In these videos, users—often migrant workers, delivery riders, factory hands, and online content creators—face the camera and say with mock sincerity: “I don’t want to work, and I don’t want to farm either. I just want to join the party and serve the people.”…
One account named “Wang Rui,” which usually promotes traditional Chinese medicine probiotics for cattle and sheep, said: “I don’t want to feed cows anymore. I want to join the party, become a provincial governor or a minister—or if that doesn’t work, just a village head. Whether I hold office or not doesn’t matter; what matters is serving the people.”
Though the account has only a little over a thousand followers, this particular video received 38,000 likes and more than 700 comments….
Of course, joining the party does not mean one can stop working. However, for many workers outside the official system, joining the party and serving the people symbolises entering the establishment—finally “making it to shore” by securing a stable job.
Thus, these oppressed and downtrodden ones would rather be doing the oppressing and treading down themselves, a supposedly easier and more secure form of employment. But they’re just kidding. Unless they’re not kidding.
People do join the Chinese Communist Party and apply for civil service jobs in hopes of escaping other forms of the rat race. By the end of 2024, there were 100.27 million members of the Party, about a million more than tallied in the previous year. The number of persons applying for the PRC’s civil service exam has also “continued to climb, hitting a record high of 3.41 million last year.” Competition is stiff for the limited number of available posts.

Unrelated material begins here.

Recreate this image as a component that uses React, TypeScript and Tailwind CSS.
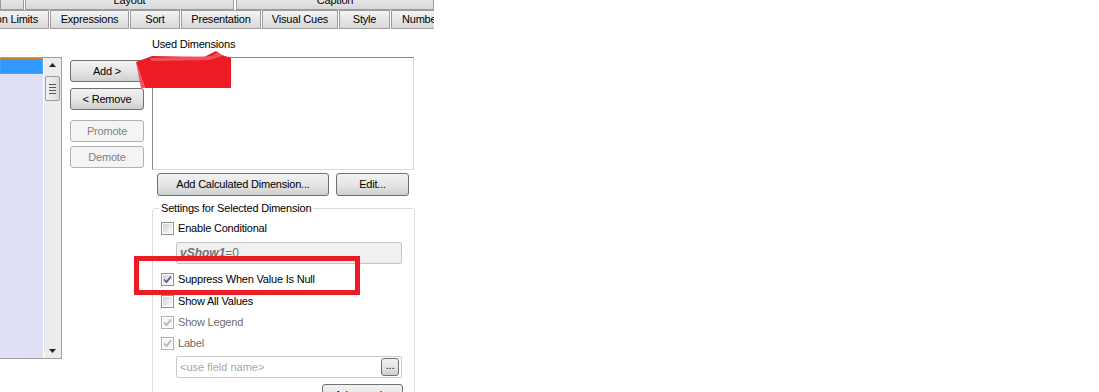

Meanwhile, it may at least temporarily be getting harder to sit around reading the newspaper all day in a state job while just occasionally rousing oneself to oppress the peasantry. Last year, one state agency ordered state-owned enterprises to institute procedures for ejecting poor performers and incompetents. Bureaucracies being what they are, though, this probably isn’t the kind of reform that will make a big permanent difference.